Une variation de climat influait sur les mœurs animales.
Depuis quatre ou cinq ans les coccinelles envahissaient l’intérieur des maisons. Au premier gel, elles s’y bousculaient par dizaines.
Elles se cachaient sous les plinthes, attendant le redoux dans leurs infimes recoins.
Au mois de mars on en trouvait partout : à cheval sur les robinets, escaladant les rideaux, nichées derrière les oreillers. Trottinant sans relâche, elles grimpaient le long d’un cable pour redescendre sur un tuyau de chauffage.
Elles couraient sans arrêt, infatigables. Grâce à leurs griffes minuscules, très solides malgré la finesse de leurs pattes, elles restaient accrochées aux parois verticales.
Elles étaient de couleurs plus diverses qu’autrefois, le plus souvent d’un rouge à pois noirs, mais certaines sujettes à l’inversion, leur fond noir tatoué de larges cercles orange.
Elles sillonnaient le carrelage du couloir, au risque d’être écrasées par un talon. Et dans leur imprudence, c’est ce qui leur arrivait parfois.
Marie ramassait alors la petite bête meurtrie, dont elle aurait voulu lisser la carapace pour la rendre à la vie.
Mais on ne caresse pas les coccinelles.
Elle en retrouvait sous les meubles, leurs corps menus desséchés, enroulés dans une gaze de poussière, si légères déjà, vidées de leur agilité de vaillantes sentinelles.
Elle les repêchait, tombées au creux du lavabo, perchées aux cimes des brosses à dents, ou glissées sous une cuvette. Elles partageaient son espace intime et leurs itinéraires qui se croisaient lui donnaient l’impression d’être environnée d’âmes compréhensives qui, comme elle, s’affairaient sans cesse.
Ce matin-là elle en avait dénombré neuf à s’obstiner sur les vitres de la salle à manger, et une quinzaine à s’agiter au plafond : elles s’élançaient à l’aveuglette vers des issues improbables.
Pourtant elles ne remettaient jamais en cause la pertinence de leur mission.
Vite, le printemps était là.
Elles cherchaient frénétiquement leur chemin d’évasion.
Si l’une était détournée de sa trajectoire, elle repartait aussitôt dans une direction imprévue.
Avec le même empressement.
La même foi.
C’est leur humanité que Marie aimait suivre à la trace, ce penchant à repartir toujours vers un nouveau projet, quitte à en examiner le bien-fondé une fois qu’on est dans la panade.
Elles ne s’accordaient aucun répit dans leur quête d’une fente microscopique.
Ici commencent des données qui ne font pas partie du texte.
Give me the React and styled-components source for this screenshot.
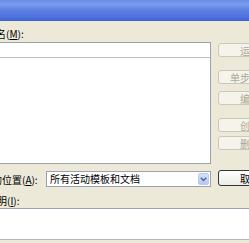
import styled, { createGlobalStyle } from 'styled-components';

const GlobalStyle = createGlobalStyle`
  html, body {
    margin: 0;
    padding: 0;
    background: #ece9d8;
  }
  body {
    font-family: "Noto Sans CJK SC", "Liberation Sans", sans-serif;
  }
`;

const Frame = styled.div`
  width: 249px;
  height: 243px;
  overflow: hidden;
  background: #ece9d8;
`;

const TitleBar = styled.div`
  height: 21px;
  background: linear-gradient(
    #6a8de6 0%,
    #7b9cec 22%,
    #5f82e4 45%,
    #4e72de 80%,
    #3f63d2 100%
  );
`;

const Body = styled.div`
  display: flex;
  flex-direction: column;
  width: 340px;
  margin-left: -30px;
`;

const TopRow = styled.div`
  display: flex;
  gap: 7px;
`;

const LeftCol = styled.div`
  width: 241px;
  display: flex;
  flex-direction: column;
`;

const Label = styled.div`
  height: 13px;
  line-height: 13px;
  font-size: 10px;
  color: #000;
  white-space: nowrap;
  padding-left: ${(p) => p.$indent}px;
  margin-top: ${(p) => p.$top || 0}px;
  u {
    text-decoration-thickness: 1px;
    text-underline-offset: 1px;
  }
`;

const TextInput = styled.div`
  height: 14px;
  margin-top: 2px;
  background: #fff;
  border: 1px solid #9aa3ad;
`;

const ListBox = styled.div`
  height: 105px;
  margin-top: -1px;
  background: #fff;
  border: 1px solid #9aa3ad;
  border-top-color: #b8bec4;
`;

const ComboRow = styled.div`
  display: flex;
  align-items: center;
  height: 16px;
  margin-top: 7px;
`;

const ComboLabel = styled(Label)`
  width: 64px;
`;

const Combo = styled.div`
  flex: 1;
  height: 14px;
  display: flex;
  align-items: center;
  justify-content: space-between;
  padding: 0 1px 0 3px;
  background: #fff;
  border: 1px solid #9aa3ad;
  font-size: 10px;
  line-height: 14px;
  color: #000;
`;

const DropButton = styled.div`
  width: 11px;
  height: 12px;
  display: flex;
  align-items: center;
  justify-content: center;
  border-radius: 2px;
  background: linear-gradient(#d6e2fc, #b4c8f6);
  border: 1px solid #b9c9ee;
  box-sizing: border-box;
`;

const RightCol = styled.div`
  width: 64px;
  display: flex;
  flex-direction: column;
  padding-top: 22px;
`;

const Button = styled.div`
  height: ${(p) => p.$h || 14}px;
  margin-top: ${(p) => p.$top}px;
  box-sizing: border-box;
  display: flex;
  align-items: center;
  justify-content: center;
  font-size: 10px;
  white-space: nowrap;
  border-radius: 3px;
  border: 1px solid ${(p) => (p.$enabled ? '#2f3640' : '#cac8bb')};
  background: ${(p) =>
    p.$enabled ? 'linear-gradient(#ffffff, #ecebe4)' : '#f5f4ea'};
  color: ${(p) => (p.$enabled ? '#000' : '#aca899')};
`;

const DescBox = styled.div`
  height: 30px;
  margin-top: 1px;
  background: #fff;
  border-top: 1px solid #9aa3ad;
  border-bottom: 1px solid #b0b6bc;
`;

const buttons = [
  { text: '运行', top: 0 },
  { text: '单步执行', top: 13 },
  { text: '编辑', top: 7 },
  { text: '创建', top: 13 },
  { text: '删除', top: 4 },
];

function Chevron() {
  return (
    <svg width="7" height="5" viewBox="0 0 7 5">
      <path d="M0.8 0.8 L3.5 3.6 L6.2 0.8" fill="none" stroke="#4d6185" strokeWidth="1.4" />
    </svg>
  );
}

export default function App() {
  return (
    <Frame>
      <GlobalStyle />
      <TitleBar />
      <Body>
        <TopRow>
          <LeftCol>
            <Label $indent={16} $top={6}>
              宏名(<u>M</u>):
            </Label>
            <TextInput />
            <ListBox />
            <ComboRow>
              <ComboLabel $indent={12}>
                宏的位置(<u>A</u>):
              </ComboLabel>
              <Combo>
                <span>所有活动模板和文档</span>
                <DropButton>
                  <Chevron />
                </DropButton>
              </Combo>
            </ComboRow>
          </LeftCol>
          <RightCol>
            {buttons.map((b) => (
              <Button key={b.text} $top={b.top}>
                {b.text}
              </Button>
            ))}
            <Button $top={20} $h={16} $enabled>
              取消
            </Button>
          </RightCol>
        </TopRow>
        <Label $indent={7} $top={7}>
          宏说明(<u>I</u>):
        </Label>
        <DescBox />
      </Body>
    </Frame>
  );
}
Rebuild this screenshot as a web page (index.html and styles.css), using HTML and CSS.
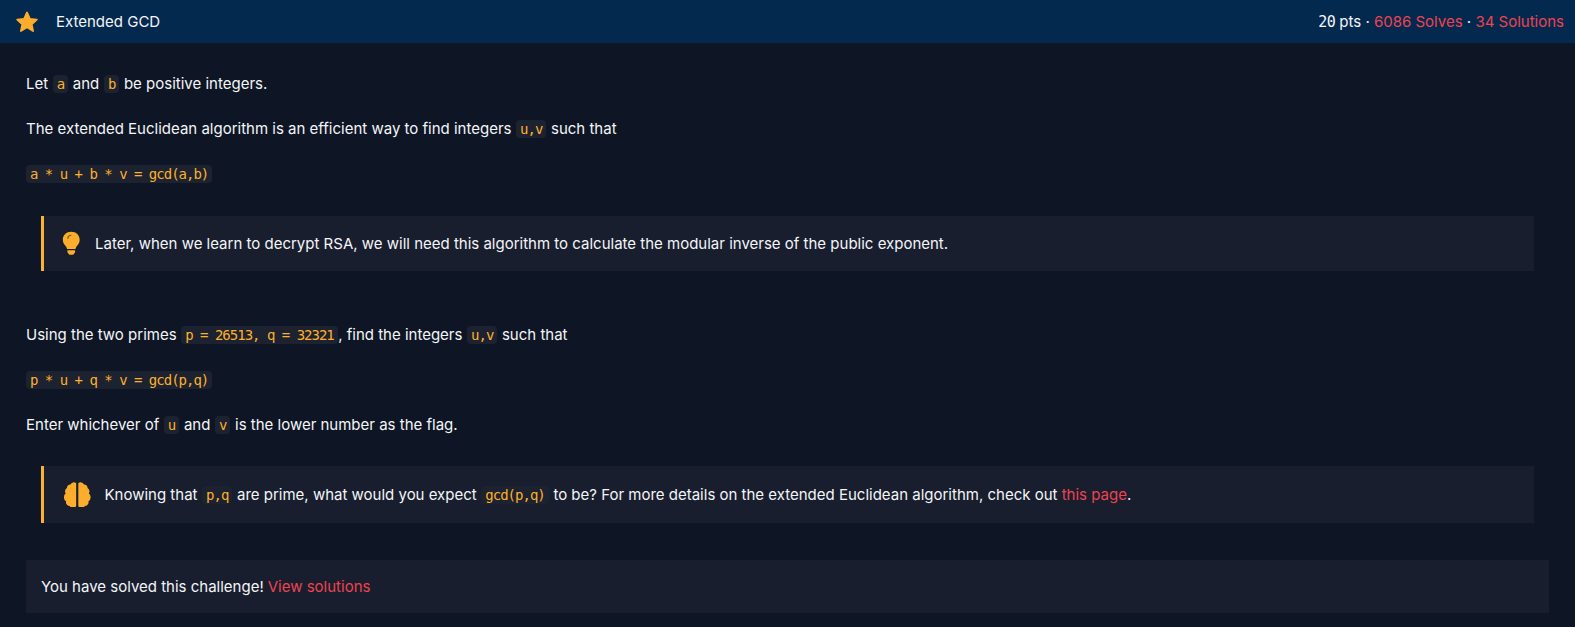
FILE: index.html
```html
<!DOCTYPE html>
<html lang="en">
<head>
<meta charset="utf-8">
<title>Extended GCD</title>
<link rel="stylesheet" href="styles.css">
</head>
<body>
<header class="bar">
  <div class="bar-left">
    <svg class="star" viewBox="0 0 24 24" aria-hidden="true"><path d="M12 2.500l2.900 6.300 6.900.8-5.100 4.700 1.400 6.800L12 17.200l-6.100 3.900 1.400-6.800-5.100-4.700 6.900-.8z"/></svg>
    <span>Extended GCD</span>
  </div>
  <div class="bar-right"><span class="num">20</span> pts · <a>6086 Solves</a> · <a>34 Solutions</a></div>
</header>
<main class="content">
  <p>Let <code>a</code> and <code>b</code> be positive integers.</p>
  <p>The extended Euclidean algorithm is an efficient way to find integers <code>u,v</code> such that</p>
  <p><code class="block">a * u + b * v = gcd(a,b)</code></p>
  <aside class="note note-a">
    <svg class="bulb" viewBox="0 0 24 32" aria-hidden="true"><path d="M12 1C5.600 1 1 5.600 1 11.400c0 3 1.100 5 2.600 6.800 1.300 1.600 2.500 3.100 2.900 5.300h11c.4-2.200 1.600-3.700 2.900-5.300C21.900 16.400 23 14.400 23 11.400 23 5.600 18.400 1 12 1z"/><path d="M7 25h10v2.500c0 .8-.5 1.500-1.200 1.800L14.500 31h-5l-1.300-1.700C7.500 29 7 28.300 7 27.500z"/><path class="bulb-line" d="M7.500 10c0-2.600 2-4.500 4.500-4.500"/></svg>
    <span>Later, when we learn to decrypt RSA, we will need this algorithm to calculate the modular inverse of the public exponent.</span>
  </aside>
  <p class="after-note">Using the two primes <code>p = 26513, q = 32321</code>, find the integers <code>u,v</code> such that</p>
  <p><code class="block">p * u + q * v = gcd(p,q)</code></p>
  <p>Enter whichever of <code>u</code> and <code>v</code> is the lower number as the flag.</p>
  <aside class="note note-b">
    <svg class="brain" viewBox="0 0 32 28" aria-hidden="true"><path d="M14.800 1.500v25a3.800 3.800 0 0 1-7.200 0.500A4.500 4.500 0 0 1 3.400 21.500 5 5 0 0 1 1 17a5 5 0 0 1 2-4 4.800 4.800 0 0 1 1.400-6.200A4.200 4.200 0 0 1 8.400 2.800 3.900 3.900 0 0 1 14.800 1.500z"/><path d="M17.200 1.500v25a3.800 3.800 0 0 0 7.200 0.500 4.500 4.500 0 0 0 4.200-5.500A5 5 0 0 0 31 17a5 5 0 0 0-2-4 4.800 4.800 0 0 0-1.400-6.200 4.200 4.200 0 0 0-4-4A3.900 3.900 0 0 0 17.200 1.500z"/></svg>
    <span>Knowing that <code>p,q</code> are prime, what would you expect <code>gcd(p,q)</code> to be? For more details on the extended Euclidean algorithm, check out <a>this page</a>.</span>
  </aside>
  <div class="solved">You have solved this challenge! <a>View solutions</a></div>
</main>
</body>
</html>
```
FILE: styles.css
```css
* { box-sizing: border-box; }
html, body { margin: 0; height: 100%; }
body { background: #0e1525; color: #f4f5f7; font: 15px/24px Inter, "Noto Sans", sans-serif; overflow: hidden; }
a { color: #ee4350; }
.bar { height: 43px; background: #03294f; display: flex; justify-content: space-between; align-items: center; padding: 0 11px 0 15px; }
.bar-left { display: flex; align-items: center; gap: 17px; }
.star { width: 24px; height: 24px; fill: #fbad2b; stroke: #fbad2b; stroke-width: 1.800; stroke-linejoin: round; }
.num { font-family: "DejaVu Sans Mono", monospace; font-size: 15px; letter-spacing: -.6px; }
.content { padding: 29px 26px 0 26px; }
p { margin: 0 0 21px; }
code { font: 14px/17px "DejaVu Sans Mono", monospace; letter-spacing: -1px; color: #fdb02c; background: #1c222f; border-radius: 4px; padding: 1px 4px; margin: 0 .4px; }
code.block { margin: 0; }
.note { display: flex; align-items: center; background: #181e2e; border-left: 3px solid #fbb02e; margin: 0 15px; padding: 0 20px; }
.note-a { height: 55px; margin-top: 30px; margin-bottom: 52px; gap: 14.500px; padding-left: 18px; }
.note-b { height: 57px; margin-top: 29px; gap: 13.500px; padding-left: 18.500px; }
.after-note { margin-top: 0; }
.bulb { width: 18.500px; height: 24.500px; fill: #fbad2b; }
.bulb-line { fill: none; stroke: #7a5415; stroke-width: 1.500; }
.brain { width: 28.500px; height: 25px; fill: #fbad2b; }
.solved { margin-top: 37px; background: #181e2e; height: 53px; display: flex; align-items: center; gap: 4px; padding-left: 15px; }
```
Elles couraient vers les rosiers où pondre, vers les feuilles juteuses où dévorer les larves de pucerons, pour la joie des jardinières.
Elle les cueillait sur une feuille de papier puis, ouvrant la fenêtre, les propulsait d’une chiquenaude.
Elle riait d’aise à leur envol, devinant leur soulagement.
Quand elle les surprenait dans sa chambre le soir, elle les faisait patienter jusqu’au matin, la nuit était trop froide.
Elle rouvrait sa fenêtre cinquante fois par jour pour déposer sur le bord une des minces coques rondes qui, à peine atterrie, repartait promptement sur ses pattes fébriles, à la recherche d’une mousse humide où étancher sa soif.
Elle attachait au sort de chacune celui d’un détenu politique
dont elle réclamait la grâce à l’international
(misant sur la faiblesse des tyrans
asservis à leur gloire).
Sa maison était ainsi peuplée de tout un réseau inaudible, qui vibrait au rythme des créatures prisonnières.
Vouées à leur tâche de gardiennes en alerte,
elles proclamaient sans bruit
l’urgence d’un monde meilleur à concevoir.